Politically, the world is gearing towards reduction in carbon and increase in renewables. Batteries, charging infrastructure etc - these need a lot of copper and often rare minerals - other green initiatives for power include hydrogen, nuclear, solar and wind. Businesses need cash from banks sometimes for expansion and other times for survival. The next 12 months may see wholescale closures of industries that are not viable once the storm begins to subside so loans may turn sour despite the attractive rate of borrowing.
There are a few pointers. However, you will not make any money until you actually sell your investment. Buy wisely, always leave something for the next guy, run your winners and sell your losers. You should always accept that you are not going to be right all of the time.
Why are you looking at small cap companies when a large cap might be better to learn about, research and understand? Do you really understand how and where say, Shell makes money? Is it a better managed company than BP? Which is likely to perform better - and over what period - and why? What about geo-politics and exchange rates?

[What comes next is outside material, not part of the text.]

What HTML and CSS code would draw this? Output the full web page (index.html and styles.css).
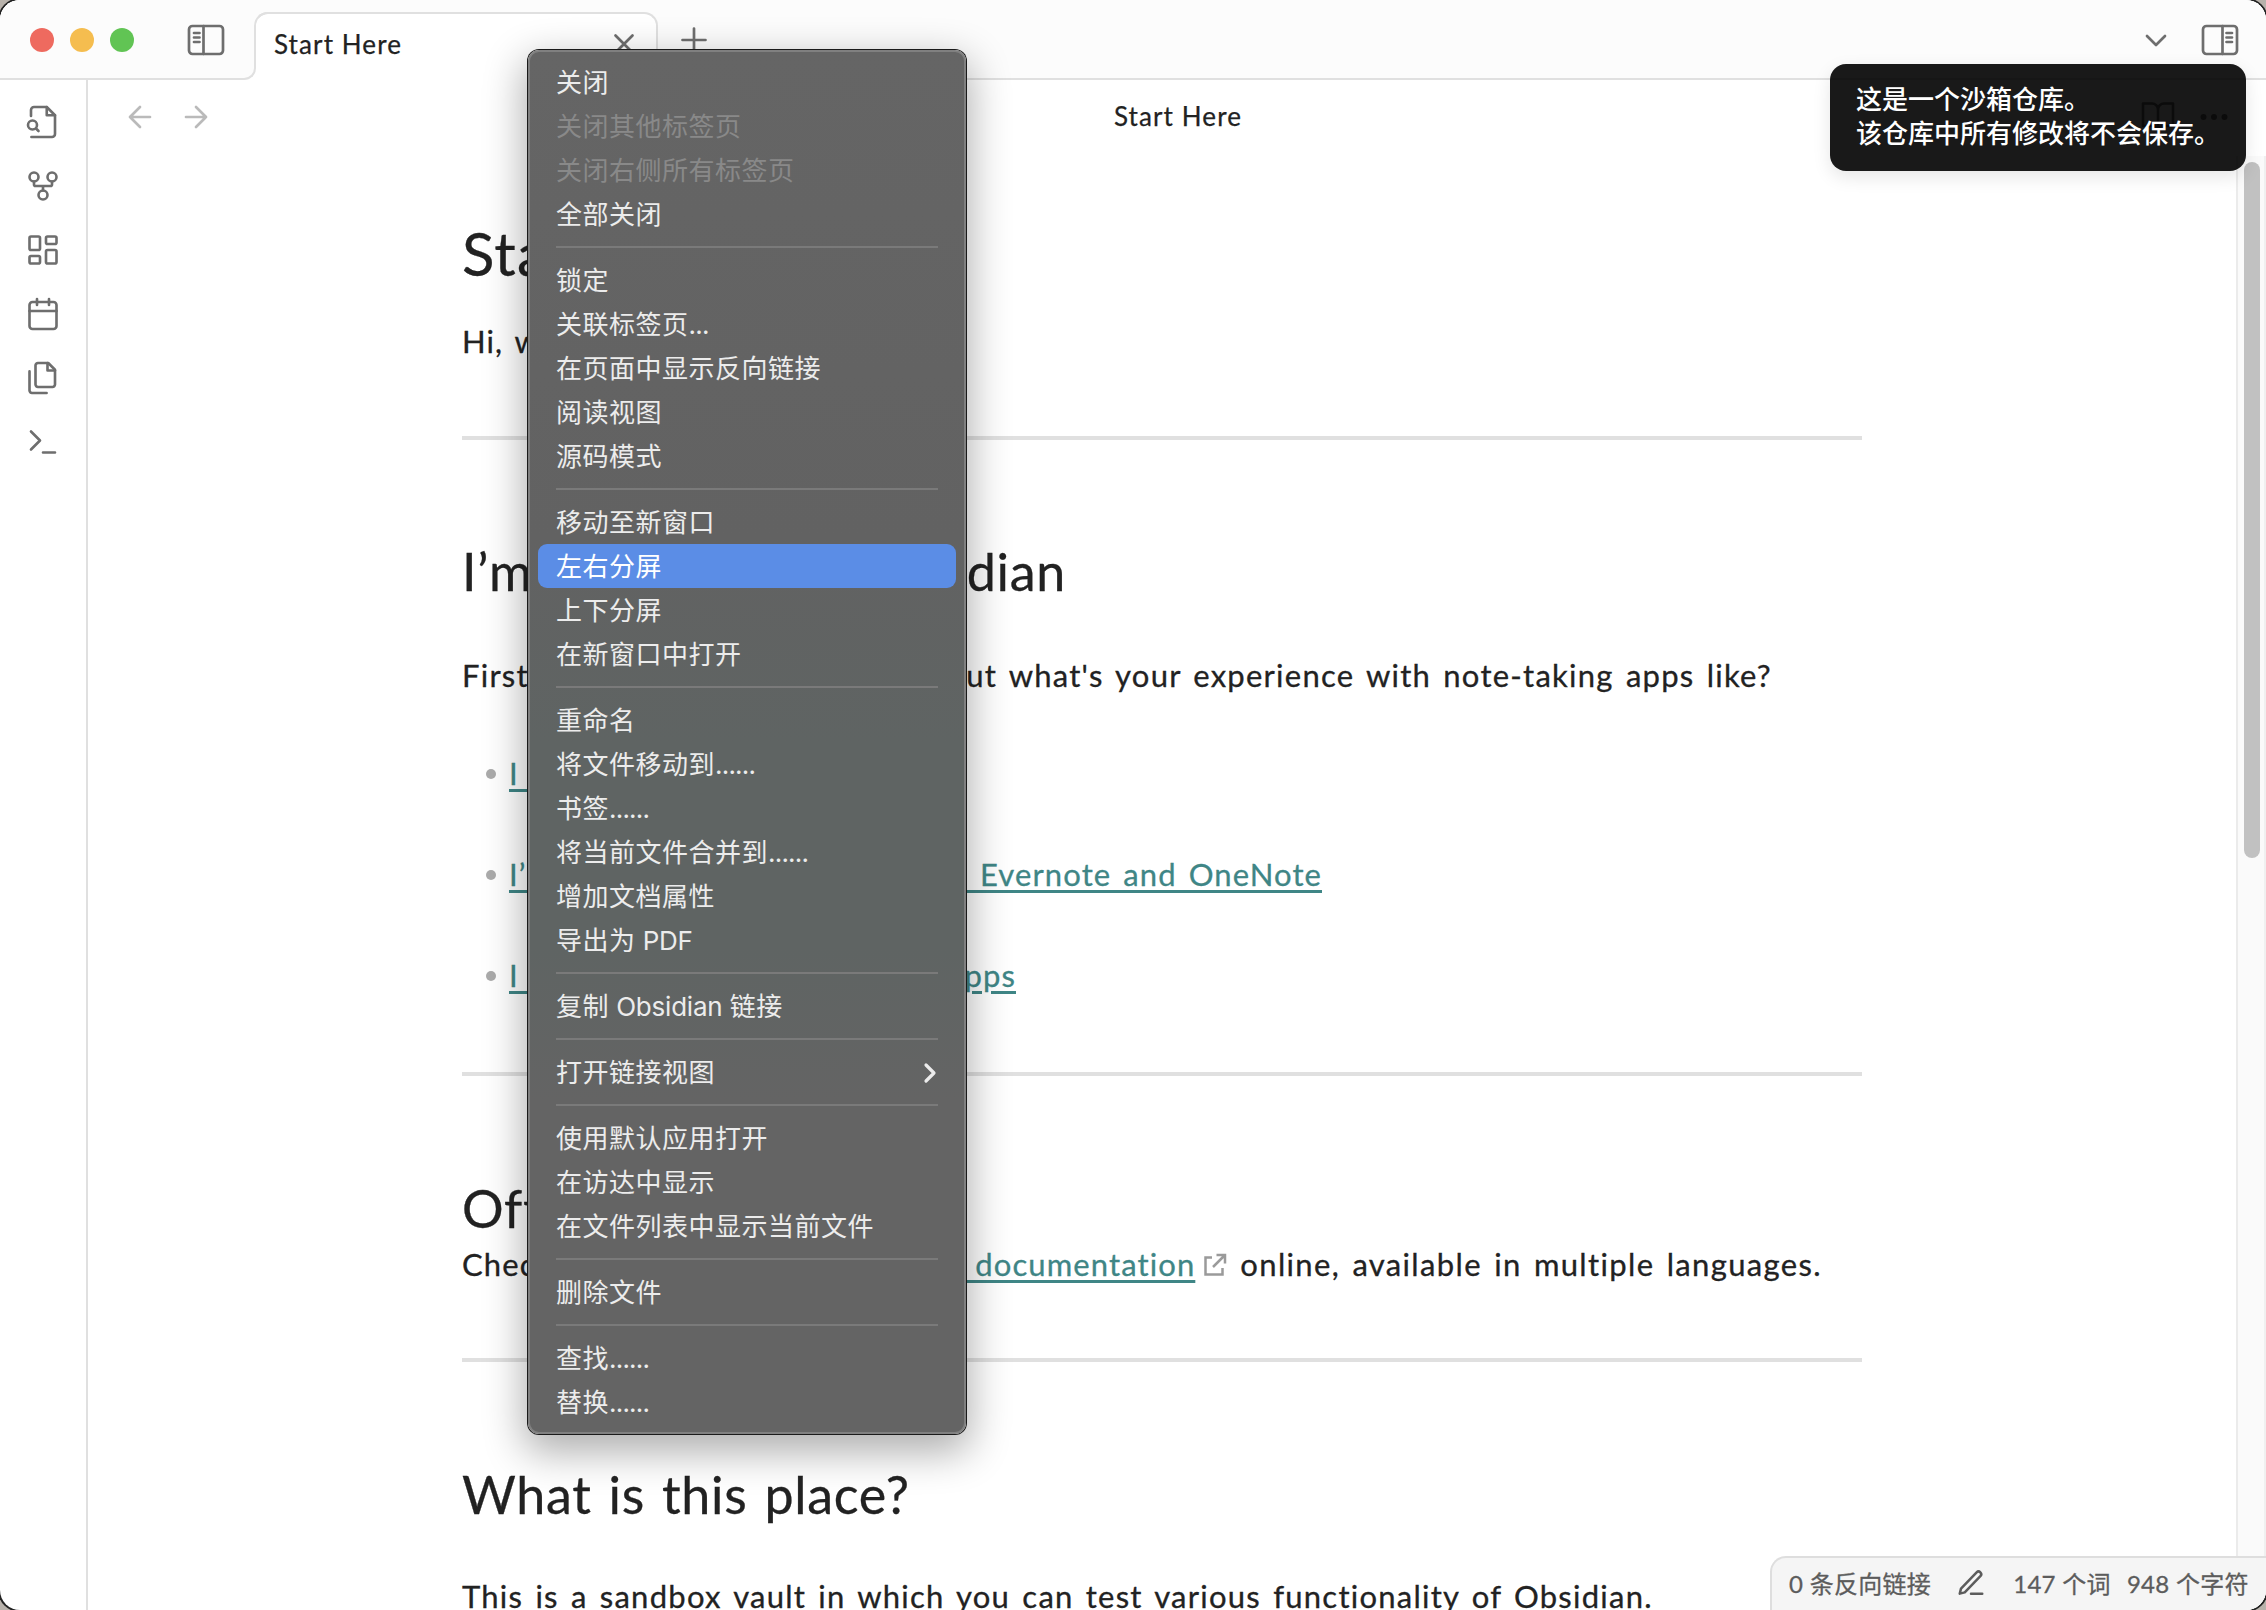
FILE: index.html
```html
<!DOCTYPE html>
<html lang="zh-CN">
<head>
<meta charset="utf-8">
<title>Start Here</title>
<link rel="stylesheet" href="styles.css">
</head>
<body>
<div class="window">
  <header class="titlebar">
    <div class="titlebar-left">
      <i class="light red"></i><i class="light yellow"></i><i class="light green"></i>
      <svg class="icon panel-left" width="40" height="34" viewBox="0 0 40 34"><rect x="3" y="3" width="34" height="28" rx="3.5"/><path d="M17.500 3v28M8 10h5.500M8 14.500h5.500M8 19h5.500"/></svg>
    </div>
    <div class="tab">
      <span class="tab-title">Start Here</span>
      <svg class="icon" width="24" height="24" viewBox="0 0 24 24"><path d="M3.500 3.500l17 17M20.500 3.500l-17 17"/></svg>
    </div>
    <div class="titlebar-right">
      <svg class="icon" width="28" height="28" viewBox="0 0 28 28"><path d="M14 2.500v23M2.500 14h23"/></svg>
      <span class="spacer"></span>
      <svg class="icon chevron" width="28" height="28" viewBox="0 0 28 28"><path d="M5 10l9 9 9-9"/></svg>
      <svg class="icon" width="40" height="34" viewBox="0 0 40 34"><rect x="3" y="3" width="34" height="28" rx="3.500"/><path d="M22.500 3v28M26.500 10h5.500M26.500 14.500h5.500M26.500 19h5.500"/></svg>
    </div>
  </header>
  <div class="main">
    <nav class="ribbon">
      <svg class="icon" width="36" height="36" viewBox="0 0 24 24"><path d="M14.500 2v5.500H20"/><path d="M4.270 22H18a2 2 0 0 0 2-2V7.500L14.500 2H6a2 2 0 0 0-2 2v4"/><circle cx="5" cy="14" r="3"/><path d="M9 18l-1.500-1.500"/></svg>
      <svg class="icon" width="36" height="36" viewBox="0 0 24 24"><circle cx="12" cy="18" r="3"/><circle cx="6" cy="6" r="3"/><circle cx="18" cy="6" r="3"/><path d="M18 9v2c0 .6-.4 1-1 1H7c-.6 0-1-.4-1-1V9M12 12v3"/></svg>
      <svg class="icon" width="36" height="36" viewBox="0 0 24 24"><rect width="7" height="9" x="3" y="3" rx="1"/><rect width="7" height="5" x="14" y="3" rx="1"/><rect width="7" height="9" x="14" y="12" rx="1"/><rect width="7" height="5" x="3" y="16" rx="1"/></svg>
      <svg class="icon" width="36" height="36" viewBox="0 0 24 24"><rect width="18" height="18" x="3" y="4" rx="2"/><path d="M16 2v4M8 2v4M3 10h18"/></svg>
      <svg class="icon" width="36" height="36" viewBox="0 0 24 24"><path d="M15.500 2H8.600c-.4 0-.8.2-1.100.5-.3.3-.5.7-.5 1.100v12.800c0 .4.2.8.5 1.100.3.3.7.5 1.100.5h9.800c.4 0 .8-.2 1.100-.5.3-.3.5-.7.5-1.100V6.500L15.500 2z"/><path d="M3 7.600v12.800c0 .4.2.8.5 1.100.3.3.7.5 1.100.5h9.800M15 2v5h5"/></svg>
      <svg class="icon" width="36" height="36" viewBox="0 0 24 24"><path d="M4 17l6-6-6-6M12 19h8"/></svg>
    </nav>
    <section class="view">
      <div class="view-header">
        <div class="view-nav">
          <svg class="icon" width="28" height="28" viewBox="0 0 28 28"><path d="M24 14H4M14 4L4 14l10 10"/></svg>
          <svg class="icon" width="28" height="28" viewBox="0 0 28 28"><path d="M4 14h20M14 4l10 10-10 10"/></svg>
        </div>
        <span class="view-title">Start Here</span>
        <div class="view-actions">
          <svg class="icon" width="36" height="36" viewBox="0 0 24 24"><path d="M2 3h6a4 4 0 0 1 4 4v14a3 3 0 0 0-3-3H2zM22 3h-6a4 4 0 0 0-4 4v14a3 3 0 0 1 3-3h7z"/></svg>
          <svg class="icon dots" width="36" height="36" viewBox="0 0 24 24"><circle cx="5" cy="12" r="1"/><circle cx="12" cy="12" r="1"/><circle cx="19" cy="12" r="1"/></svg>
        </div>
      </div>
      <div class="scroller">
        <article class="note">
          <h1>Start</h1>
          <p class="greeting">Hi, we</p>
          <hr>
          <h2 class="row w-interest"><span>I’m</span><span>Obsidian</span></h2>
          <p class="row w-first"><span>First</span><span>but what's your experience with note-taking apps like?</span></p>
          <ul>
            <li><a class="row w-one"><span>I have</span></a></li>
            <li><a class="row w-two"><span>I’m</span><span>like Evernote and OneNote</span></a></li>
            <li><a class="row w-three"><span>I have</span><span>apps</span></a></li>
          </ul>
          <hr>
          <h2 class="official">Offi</h2>
          <p class="row w-check"><span>Check</span><span class="docs"><a>the documentation</a><svg class="ext" width="26" height="26" viewBox="0 0 26 26"><path d="M10 5.500H3.500v17h17V16M14.500 3h8.500v8.500M23 3L11 15"/></svg><span class="after-link">online, available in multiple languages.</span></span></p>
          <hr>
          <h2 class="place">What is this place?</h2>
          <p class="sandbox">This is a sandbox vault in which you can test various functionality of Obsidian.</p>
        </article>
        <div class="scrollbar"><div class="thumb"></div></div>
      </div>
    </section>
  </div>

  <footer class="status">
    <span class="s-links">0 条反向链接</span>
    <svg class="icon" width="30" height="30" viewBox="0 0 24 24"><path d="M12 20.500h9M16.500 3.500a2.120 2.120 0 0 1 3 3L7 19.500l-4 1 1-4z"/></svg>
    <span class="s-words">147 个词</span>
    <span class="s-chars">948 个字符</span>
  </footer>

  <div class="notice">这是一个沙箱仓库。<br>该仓库中所有修改将不会保存。</div>

  <ul class="menu">
    <li>关闭</li>
    <li class="disabled">关闭其他标签页</li>
    <li class="disabled">关闭右侧所有标签页</li>
    <li>全部关闭</li>
    <li class="sep"></li>
    <li>锁定</li>
    <li><span>关联标签页<span class="ellipsis">...</span></span></li>
    <li>在页面中显示反向链接</li>
    <li>阅读视图</li>
    <li>源码模式</li>
    <li class="sep"></li>
    <li>移动至新窗口</li>
    <li class="active">左右分屏</li>
    <li>上下分屏</li>
    <li>在新窗口中打开</li>
    <li class="sep"></li>
    <li>重命名</li>
    <li><span>将文件移动到<span class="ellipsis">......</span></span></li>
    <li><span>书签<span class="ellipsis">......</span></span></li>
    <li><span>将当前文件合并到<span class="ellipsis">......</span></span></li>
    <li>增加文档属性</li>
    <li><span>导出为<span class="latin"> PDF</span></span></li>
    <li class="sep"></li>
    <li><span>复制<span class="latin"> Obsidian </span>链接</span></li>
    <li class="sep"></li>
    <li>打开链接视图<svg width="16" height="24" viewBox="0 0 16 24"><path d="M4 4l8 8-8 8"/></svg></li>
    <li class="sep"></li>
    <li>使用默认应用打开</li>
    <li>在访达中显示</li>
    <li>在文件列表中显示当前文件</li>
    <li class="sep"></li>
    <li>删除文件</li>
    <li class="sep"></li>
    <li><span>查找<span class="ellipsis">......</span></span></li>
    <li><span>替换<span class="ellipsis">......</span></span></li>
  </ul>
</div>
</body>
</html>
```
FILE: styles.css
```css
* { box-sizing: border-box; }
html, body { margin: 0; height: 100%; overflow: hidden; background: #b8b2ab; }
body { font-family: Lato, "Noto Sans CJK SC", sans-serif; color: #222; }
ul, h1, h2, p { margin: 0; padding: 0; list-style: none; font-weight: 400; }

.window {
  position: relative;
  width: 2266px;
  height: 1610px;
  display: flex;
  flex-direction: column;
  background: #fff;
  border-radius: 20px;
  box-shadow: 0 0 0 2px #222;
  overflow: hidden;
}
.icon { flex: none; fill: none; stroke: #6e6e6e; stroke-width: 2.7; stroke-linecap: round; stroke-linejoin: round; }

/* title bar and tab strip */
.titlebar { display: flex; height: 80px; flex: none; background: linear-gradient(#fcfcfc 50px, #fff 50px); }
.titlebar-left {
  position: relative;
  width: 256px;
  display: flex;
  align-items: center;
  padding: 2px 0 0 30px;
  background: #fcfcfc;
  border-bottom: 2px solid #e0e0e0;
  border-right: 2px solid #e0e0e0;
  border-bottom-right-radius: 12px;
}
/* the divider only starts where the tab's rounded corner ends */
.titlebar-left::after { content: ""; position: absolute; top: 0; right: -2px; width: 2px; height: 26px; background: #fcfcfc; }
.light { width: 24px; height: 24px; margin-right: 16px; border-radius: 50%; }
.red { background: #ee6a5f; }
.yellow { background: #f5bd4f; }
.green { background: #61c454; }
.panel-left { margin-left: 36px; }
.tab {
  position: relative;
  width: 404px;
  height: 68px;
  margin: 12px 0 0 -2px;
  padding: 0 20px 6px 18px;
  display: flex;
  align-items: center;
  justify-content: space-between;
  background: #fff;
  background-clip: padding-box;
  border: 2px solid #e0e0e0;
  border-bottom: 0;
  border-left-color: transparent;
  border-radius: 14px 14px 0 0;
}
.tab::before {
  content: "";
  position: absolute;
  left: -2px;
  top: -2px;
  width: 16px;
  height: 30px;
  border: 2px solid #e0e0e0;
  border-width: 2px 0 0 2px;
  border-top-left-radius: 14px;
}
.tab-title, .view-title { font-size: 26px; line-height: 36px; letter-spacing: 1.1px; -webkit-text-stroke: .25px; }
.titlebar-right {
  flex: 1;
  display: flex;
  align-items: center;
  padding: 2px 26px 0 22px;
  background: #fcfcfc;
  border-bottom: 2px solid #e0e0e0;
}
.titlebar-right .spacer { flex: 1; }
.chevron { margin-right: 30px; }

.main { flex: 1; min-height: 0; display: flex; }
.ribbon {
  width: 88px;
  flex: none;
  display: flex;
  flex-direction: column;
  align-items: center;
  gap: 28px;
  padding: 24px 0 0 0;
  border-right: 2px solid #e0e0e0;
}
.ribbon .icon, .view-actions .icon { stroke-width: 1.75; }
.view { flex: 1; min-width: 0; display: flex; flex-direction: column; }
.view-header {
  height: 76px;
  flex: none;
  display: grid;
  grid-template-columns: 1fr auto 1fr;
  align-items: center;
  padding: 0 36px 3px 38px;
}
.view-title { padding-bottom: 2px; }
.view-nav { display: flex; gap: 28px; }
.view-nav .icon { stroke: #bababa; }
.view-actions { display: flex; gap: 20px; justify-content: flex-end; margin-right: -2px; }
.view-actions .dots circle { stroke-width: 2; }

/* note body */
.scroller { flex: 1; min-height: 0; display: flex; justify-content: space-between; }
.note { width: 1400px; margin-left: 374px; padding-top: 61px; font-size: 31px; line-height: 48px; white-space: nowrap; letter-spacing: 1.1px; word-spacing: 3px; -webkit-text-stroke: .3px; }
.row { display: flex; justify-content: space-between; }
h1 { font-size: 60px; line-height: 72px; }
h2 { font-size: 52px; line-height: 64px; letter-spacing: .7px; }
.greeting { margin-top: 28px; }
hr { height: 4px; margin: 0; border: 0; background: #e0e0e0; }
.greeting + hr { margin-top: 71px; }
.w-interest { width: 604px; margin-top: 99px; }
.w-first { width: 1310px; margin-top: 48px; letter-spacing: 1.25px; }
.note ul { margin: 50px 0 73px; display: flex; flex-direction: column; gap: 53px; }
.note li { display: flex; align-items: center; padding-left: 24px; height: 48px; }
.note li::before { content: ""; width: 10px; height: 10px; margin: 2px 13px 0 0; border-radius: 50%; background: #ababab; }
.note a { color: #3f8686; text-decoration: underline; text-decoration-thickness: 3px; text-underline-offset: 4px; }
.w-one { width: 200px; }
.w-two { width: 813px; }
.w-three { width: 507px; }
.official { margin-top: 100px; }
.w-check { width: 1360px; margin: 0 0 70px; }
.docs { display: flex; }
.ext { margin: 12px 12px 0 7px; fill: none; stroke: #9a9a9a; stroke-width: 2.5; }
.after-link { letter-spacing: 1.35px; }
.place { margin-top: 100px; }
.sandbox { margin-top: 46px; letter-spacing: 1.25px; }

.scrollbar { width: 30px; padding: 6px 4px 0 6px; background: #fafafa; border-left: 2px solid #ebebeb; border-right: 2px solid #f0f0f0; }
.thumb { width: 16px; height: 696px; border-radius: 8px; background: #c1c1c1; }

/* overlays */
.status {
  position: absolute;
  right: 0;
  bottom: 0;
  width: 496px;
  height: 54px;
  display: flex;
  align-items: center;
  padding: 0 0 4px 17px;
  font-size: 24px;
  letter-spacing: .3px;
  color: #5c5c5c;
  background: #f5f5f5;
  border: 2px solid #dedede;
  border-width: 2px 0 0 2px;
  border-top-left-radius: 16px;
  white-space: nowrap;
  -webkit-text-stroke: .3px;
}
.status .icon { stroke: #5c5c5c; stroke-width: 2; margin: 2px 27px 0 25px; }
.s-words { margin-right: 16px; }
.notice {
  position: absolute;
  left: 1830px;
  top: 64px;
  width: 416px;
  height: 107px;
  padding: 19px 26px;
  border-radius: 16px;
  background: rgba(0, 0, 0, .9);
  color: #fff;
  font-size: 26px;
  font-weight: 500;
  line-height: 33.5px;
  white-space: nowrap;
  box-shadow: 0 6px 18px rgba(0, 0, 0, .1);
}
.menu {
  position: absolute;
  left: 528px;
  top: 50px;
  width: 438px;
  height: 1384px;
  padding: 8px;
  border: 2px solid #808080;
  border-radius: 11px;
  background: linear-gradient(#656565 0, #626262 35%, #5f6463 50%, #5f6463 65%, #646464 76%, #646464 100%);
  box-shadow: 0 0 0 1px #1a1a1a, 0 14px 40px 4px rgba(0, 0, 0, .32);
  font: 400 26px/42px Inter, "Noto Sans CJK SC", sans-serif;
  letter-spacing: .5px;
  color: #ececec;
  white-space: nowrap;
}
.menu li { height: 44px; padding: 2px 18px 0; display: flex; align-items: center; justify-content: space-between; border-radius: 9px; white-space: pre; }
.menu .ellipsis { letter-spacing: -.8px; }
.menu .latin { letter-spacing: -.2px; }
.menu .disabled { color: #898989; }
.menu .active { background: #5b8de6; color: #fff; }
.menu .sep { height: 22px; padding-top: 0; }
.menu .sep::before { content: ""; flex: 1; height: 2px; background: #7a7a7a; }
.menu svg { fill: none; stroke: #ececec; stroke-width: 3.2; stroke-linecap: round; stroke-linejoin: round; }
```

What sort of return do you want from your investment? 5%, 10%, 20%, 100%, 200% more? Tesla (one of the most valuable companies in the world by market capitalisation) rose 700% last year so don't discount the big boys. Good luck - an interesting topic, but few are qualified, myself included to give financial advice. Try and work it out for yourself. Don't try and fight the market, go where the money is going and although you will make mistakes, discover what the mistake was and NEVER repeat them.